But in his versification he likewise adopted certain other practices which had no such origin or reason as those already referred to. Among them were the addition, at the end of a line of five accents, of an unaccented syllable; and the substitution, for the first foot of a line either of four or of five accents, of a single syllable. These deviations from a stricter system of versification he doubtless permitted to himself, partly for the sake of variety, and partly for that of convenience; but neither of them is peculiar to himself, or of supreme importance for the effect of his verse. In fact, he seems to allow as much in a passage of his "House of Fame," a poem written, it should, however, be observed, in an easy-going form of verse (the line of four accents) which in his later period Chaucer seems with this exception to have invariably discarded. He here beseeches Apollo to make his rhyme somewhat agreeable, Though some verse fail in a syllable.
But another of his usages--the misunderstanding of which has more than anything else caused his art as a writer of verse to be misjudged--seems to have been due to a very different cause. To understand the real nature of the usage in question it is only necessary to seize the principle of Chaucer's rhythm. Of this principle it was well said many years ago by a most competent authority--Mr. R. Horne--that, it is "inseparable from a full or fair exercise of the genius of our language in versification."For though this usage in its full freedom was gradually again lost to our poetry for a time, yet it was in a large measure recovered by Shakspere and the later dramatists of our great age, and has since been never altogether abandoned again--not even by the correct writers of the Augustan period--till by the favourites of our own times it is resorted to with a perhaps excessive liberality. It consists simply in SLURRING over certain final syllables--not eliding them or contracting them with the syllables following upon them, but passing over them lightly, so that, without being inaudible, they may at the same time not interfere with the rhythm or beat of the verse. This usage, by adding to the variety, incontestably adds to the flexibility and beauty of Chaucer's versification.)With regard to the most important of them is it not too much to say that instinct and experience will very speedily combine to indicate to an intelligent reader where the poet has resorted to it. WITHOUTintelligence on the part of the reader, the beautiful harmonies of Mr.
Tennyson's later verse remain obscure; so that, taken in this way the most musical of English verse may seem as difficult to read as the most rugged;but in the former case the lesson is learnt not to be lost again, in the latter the tumbling is ever beginning anew, as with the rock of Sisyphus.
There is nothing that can fairly be called rugged in the verse of Chaucer.
And fortunately there are not many pages in this poet's works devoid of lines or passages the music of which cannot escape any ear, however unaccustomed it may be to his diction and versification. What is the nature of the art at whose bidding ten monosyllables arrange themselves into a line of the exquisite cadence of the following:--And she was fair, as is the rose in May?
Nor would it be easy to find lines surpassing in their melancholy charm Chaucer's version of the lament of Medea, when deserted by Jason,--a passage which makes the reader neglectful of the English poet's modest hint that the letter of the Colchian princess may be found at full length in Ovid.

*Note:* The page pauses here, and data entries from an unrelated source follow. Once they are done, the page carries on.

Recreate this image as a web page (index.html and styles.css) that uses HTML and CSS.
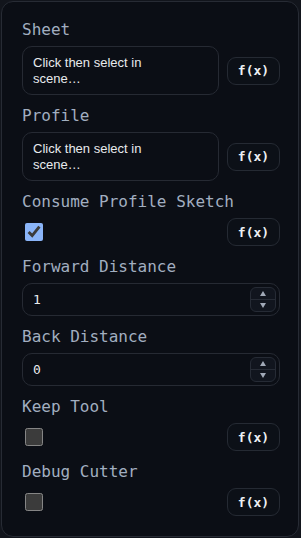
FILE: index.html
```html
<!DOCTYPE html>
<html>
<head>
<meta charset="utf-8">
<link rel="stylesheet" href="styles.css">
</head>
<body>
<div class="panel">
  <div class="field">
    <div class="label">Sheet</div>
    <div class="row">
      <div class="picker">Click then select in scene…</div>
      <button class="fx">f(x)</button>
    </div>
  </div>
  <div class="field">
    <div class="label">Profile</div>
    <div class="row">
      <div class="picker">Click then select in scene…</div>
      <button class="fx">f(x)</button>
    </div>
  </div>
  <div class="field">
    <div class="label">Consume Profile Sketch</div>
    <div class="row between">
      <input type="checkbox" class="check" checked>
      <button class="fx">f(x)</button>
    </div>
  </div>
  <div class="field">
    <div class="label">Forward Distance</div>
    <div class="num">
      <span class="val">1</span>
      <div class="spin">
        <div class="half"><span class="tri up"></span></div>
        <div class="half lower"><span class="tri down"></span></div>
      </div>
    </div>
  </div>
  <div class="field">
    <div class="label">Back Distance</div>
    <div class="num">
      <span class="val">0</span>
      <div class="spin">
        <div class="half"><span class="tri up"></span></div>
        <div class="half lower"><span class="tri down"></span></div>
      </div>
    </div>
  </div>
  <div class="field">
    <div class="label">Keep Tool</div>
    <div class="row between">
      <input type="checkbox" class="check">
      <button class="fx">f(x)</button>
    </div>
  </div>
  <div class="field">
    <div class="label">Debug Cutter</div>
    <div class="row between">
      <input type="checkbox" class="check">
      <button class="fx">f(x)</button>
    </div>
  </div>
</div>
</body>
</html>
```

FILE: styles.css
```css
html, body {
  margin: 0;
  background: #12151c;
}
body {
  padding: 1px;
  color-scheme: dark;
}
.panel {
  box-sizing: border-box;
  width: 298px;
  height: 536px;
  background: #0b0e15;
  border: 1px solid #272b34;
  border-radius: 12px;
  padding: 18px 18px 20px 20px;
  display: flex;
  flex-direction: column;
  gap: 11px;
}
.field {
  display: flex;
  flex-direction: column;
  gap: 6px;
}
.label {
  font-family: "DejaVu Sans Mono", monospace;
  font-size: 16px;
  line-height: 20px;
  color: #a2aec0;
}
.row {
  display: flex;
  align-items: center;
  gap: 8px;
}
.row.between {
  justify-content: space-between;
  height: 28px;
}
.picker {
  flex: 1;
  border: 1px solid #262a33;
  border-radius: 10px;
  padding: 8px 48px 7px 10px;
  font-family: "Liberation Sans", Arial, sans-serif;
  font-size: 13px;
  line-height: 16px;
  color: #e8eaed;
  background: #0b0e15;
}
.fx {
  box-sizing: border-box;
  width: 53px;
  height: 28px;
  flex: none;
  border: 1px solid #252a33;
  border-radius: 9px;
  background: #0c1017;
  color: #eef0f4;
  font-family: "DejaVu Sans Mono", monospace;
  font-weight: bold;
  font-size: 13px;
  padding: 0;
  margin: 0;
}
.check {
  width: 18px;
  height: 18px;
  margin: 0 0 0 3px;
  accent-color: #8ab4f8;
}
.num {
  box-sizing: border-box;
  height: 33px;
  border: 1px solid #262a33;
  border-radius: 10px;
  padding: 3px 3px 3px 10px;
  display: flex;
  align-items: stretch;
}
.val {
  flex: 1;
  align-self: center;
  font-family: "DejaVu Sans Mono", monospace;
  font-size: 13px;
  color: #e8eaed;
}
.spin {
  width: 26px;
  box-sizing: border-box;
  border: 1px solid #262b35;
  border-radius: 6px;
  background: #11151e;
  display: flex;
  flex-direction: column;
}
.half {
  flex: 1;
  display: flex;
  align-items: center;
  justify-content: center;
}
.half.lower {
  border-top: 1px solid #262b35;
}
.tri {
  width: 0;
  height: 0;
  border-left: 3.5px solid transparent;
  border-right: 3.5px solid transparent;
}
.tri.up {
  border-bottom: 5px solid #a1a9b7;
}
.tri.down {
  border-top: 5px solid #a1a9b7;
}
```
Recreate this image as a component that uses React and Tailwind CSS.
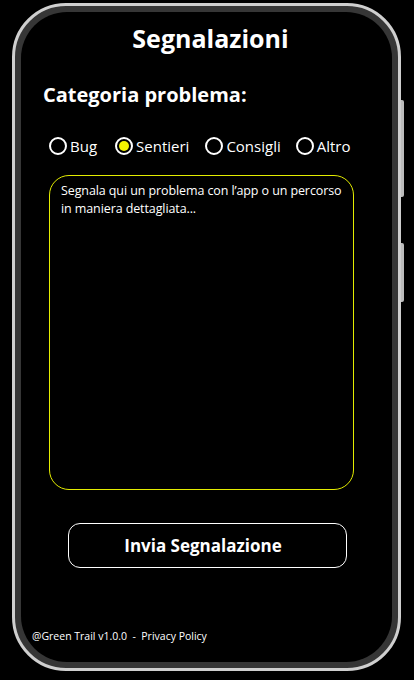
import { useState } from 'react';

const categories = [
  { label: 'Bug', gap: 'ml-0' },
  { label: 'Sentieri', gap: 'ml-[18px]' },
  { label: 'Consigli', gap: 'ml-[16px]' },
  { label: 'Altro', gap: 'ml-[15px]' },
];

function Radio({ label, checked, onClick, className }) {
  return (
    <button type="button" onClick={onClick} className={`flex items-center gap-[3px] text-white ${className}`}>
      <span className="flex h-[18px] w-[18px] items-center justify-center rounded-full border-2 border-white p-[2px]">
        {checked && <span className="h-full w-full rounded-full bg-[#f2f200]" />}
      </span>
      <span className="text-[15px] leading-[18px]">{label}</span>
    </button>
  );
}

export default function App() {
  const [category, setCategory] = useState('Sentieri');

  return (
    <div
      className="h-[680px] w-[414px] overflow-hidden bg-black pl-[12px] pt-[3px]"
      style={{ fontFamily: '"Open Sans", "Noto Sans", sans-serif' }}
    >
      {/* Phone */}
      <div className="relative h-[668px] w-[389px] rounded-[54px] border-[3px] border-[#cfcfcf] bg-[#363636] p-[6px]">
        {/* side buttons */}
        <div className="absolute right-[-6px] top-[94px] h-[97px] w-[3px] rounded-r-[2px] bg-[#bdbdbd]" />
        <div className="absolute right-[-6px] top-[237px] h-[59px] w-[3px] rounded-r-[2px] bg-[#bdbdbd]" />

        {/* Screen */}
        <div className="flex h-full w-full flex-col rounded-[46px] bg-black text-white">
          <h1 className="mt-[10px] h-8 pl-[8px] text-center text-[25px] font-bold leading-8">
            Segnalazioni
          </h1>

          <h2 className="mt-[27px] h-7 pl-[22px] text-[20px] font-bold leading-7">
            Categoria problema:
          </h2>

          <div className="mt-[28px] flex h-[18px] items-center pl-[28px]">
            {categories.map((c) => (
              <Radio
                key={c.label}
                label={c.label}
                className={c.gap}
                checked={category === c.label}
                onClick={() => setCategory(c.label)}
              />
            ))}
          </div>

          <div className="ml-[28px] mt-[20px] h-[315px] w-[305px] rounded-[20px] border border-[#e3ec00] py-[6px] pl-[11px] pr-[6px]">
            <p className="text-[12.5px] font-medium leading-[18px] tracking-[-0.1px] text-white">
              Segnala qui un problema con l’app o un percorso in maniera dettagliata...
            </p>
          </div>

          <button
            type="button"
            className="ml-[47px] mt-[33px] flex h-[45px] w-[279px] items-center justify-center rounded-[12px] border border-white pr-[9px] text-[17px] font-bold"
          >
            Invia Segnalazione
          </button>

          <p className="mt-[61px] pl-[11px] text-[10.5px] font-medium leading-[14px] text-white">
            @Green Trail v1.0.0 &nbsp;-&nbsp; Privacy Policy
          </p>
        </div>
      </div>
    </div>
  );
}
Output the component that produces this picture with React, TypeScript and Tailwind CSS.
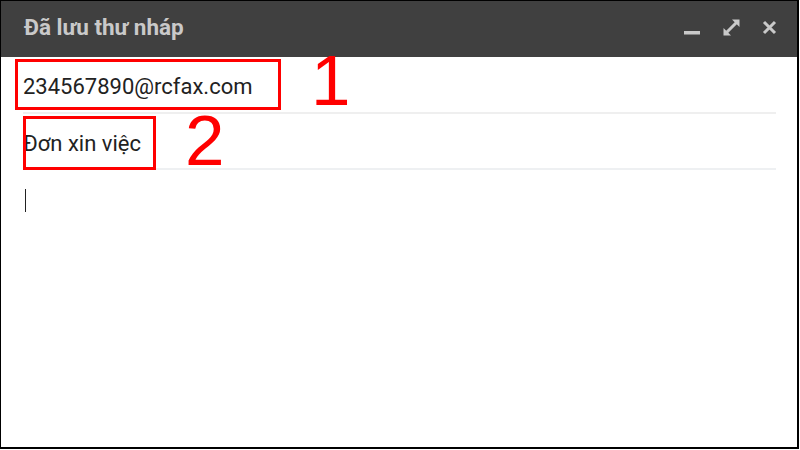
import React from "react";

export default function App() {
  return (
    <div className="w-[800px] h-[450px] bg-white">
      <div className="relative w-[799px] h-[449px] border-l border-t border-r-2 border-b-2 border-black bg-white flex flex-col overflow-hidden">
        <div className="h-[56px] bg-[#404040] flex items-center pl-[23px] pr-[20px] shrink-0">
          <div className="font-['Roboto',sans-serif] font-bold text-[22.5px] text-[#c9c9c9] leading-none -mt-[3px]">
            Đã lưu thư nháp
          </div>
          <div className="ml-auto flex items-center gap-[22px] text-[#c9c9c9] -mt-[3px]">
            <svg width="17" height="17" viewBox="0 0 17 17">
              <rect x="0" y="12" width="16" height="3.5" fill="#c9c9c9" />
            </svg>
            <svg width="17" height="17" viewBox="0 0 17 17">
              <path d="M3 14 L14 3" stroke="#c9c9c9" strokeWidth="3" />
              <path d="M9 0.5 H16.5 V8 Z" fill="#c9c9c9" />
              <path d="M0.5 9 V16.5 H8 Z" fill="#c9c9c9" />
            </svg>
            <svg width="15" height="15" viewBox="0 0 15 15">
              <path d="M2 2 L13 13 M13 2 L2 13" stroke="#c9c9c9" strokeWidth="3" />
            </svg>
          </div>
        </div>

        <div className="font-['Roboto',sans-serif] text-[22px] text-[#222222] flex flex-col pl-[22px] pr-[21px]">
          <div className="h-[57px] flex items-center border-b-2 border-[#efefef] pt-[3px]">
            <span>234567890@rcfax.com</span>
          </div>
          <div className="h-[56px] flex items-center border-b-2 border-[#eef0f2] pt-[4px]">
            <span>Đơn xin việc</span>
          </div>
          <div className="pt-[19px] pl-[2px]">
            <div className="w-[1px] h-[23px] bg-[#222]" />
          </div>
        </div>

        <div className="absolute left-[14px] top-[58px] w-[266px] h-[51px] border-[3px] border-[#ff0000]" />
        <div className="absolute left-[22px] top-[115px] w-[133px] h-[54px] border-[3px] border-[#ff0000]" />
        <div className="absolute left-[310px] top-[44px] font-['Liberation_Sans',sans-serif] text-[71px] leading-none text-[#ff0000]">
          1
        </div>
        <div className="absolute left-[184px] top-[104px] font-['Liberation_Sans',sans-serif] text-[71px] leading-none text-[#ff0000]">
          2
        </div>
      </div>
    </div>
  );
}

The lines shall be quoted verbatim, though not literatim; and perhaps no better example, and none more readily appreciable by a modern ear, could be given than the fourth of them of the harmonious effect of Chaucer's usage of SLURRING, referred to above:--Why liked thee my yellow hair to see More than the boundes of mine honesty?
Why liked me thy youth and thy fairness And of thy tongue the infinite graciousness?
O, had'st thou in thy conquest dead y-bee(n), Full myckle untruth had there died with thee.
Qualities and powers such as the above, have belonged to poets of very various times and countries before and after Chaucer. But in addition to these he most assuredly possessed others, which are not usual among the poets of our nation, and which, whencesoever they had come to him personally, had not, before they made their appearance in him, seemed indigenous to the English soil. It would indeed be easy to misrepresent the history of English poetry, during the period which Chaucer's advent may be said to have closed, by ascribing to it a uniformly solemn and serious, or even dark and gloomy, character. Such a description would not apply to the poetry of the period before the Norman Conquest, though, in truth, little room could be left for the play of fancy or wit in the hammered-out war-song, or in the long-drawn scriptural paraphrase. Nor was it likely that a contagious gaiety should find an opportunity of manifesting itself in the course of the versification of grave historical chronicles, or in the tranquil objective reproduction of the endless traditions of British legend. Of the popular songs belonging to the period after the Norman Conquest, the remains which furnish us with direct or indirect evidence concerning them hardly enable us to form an opinion.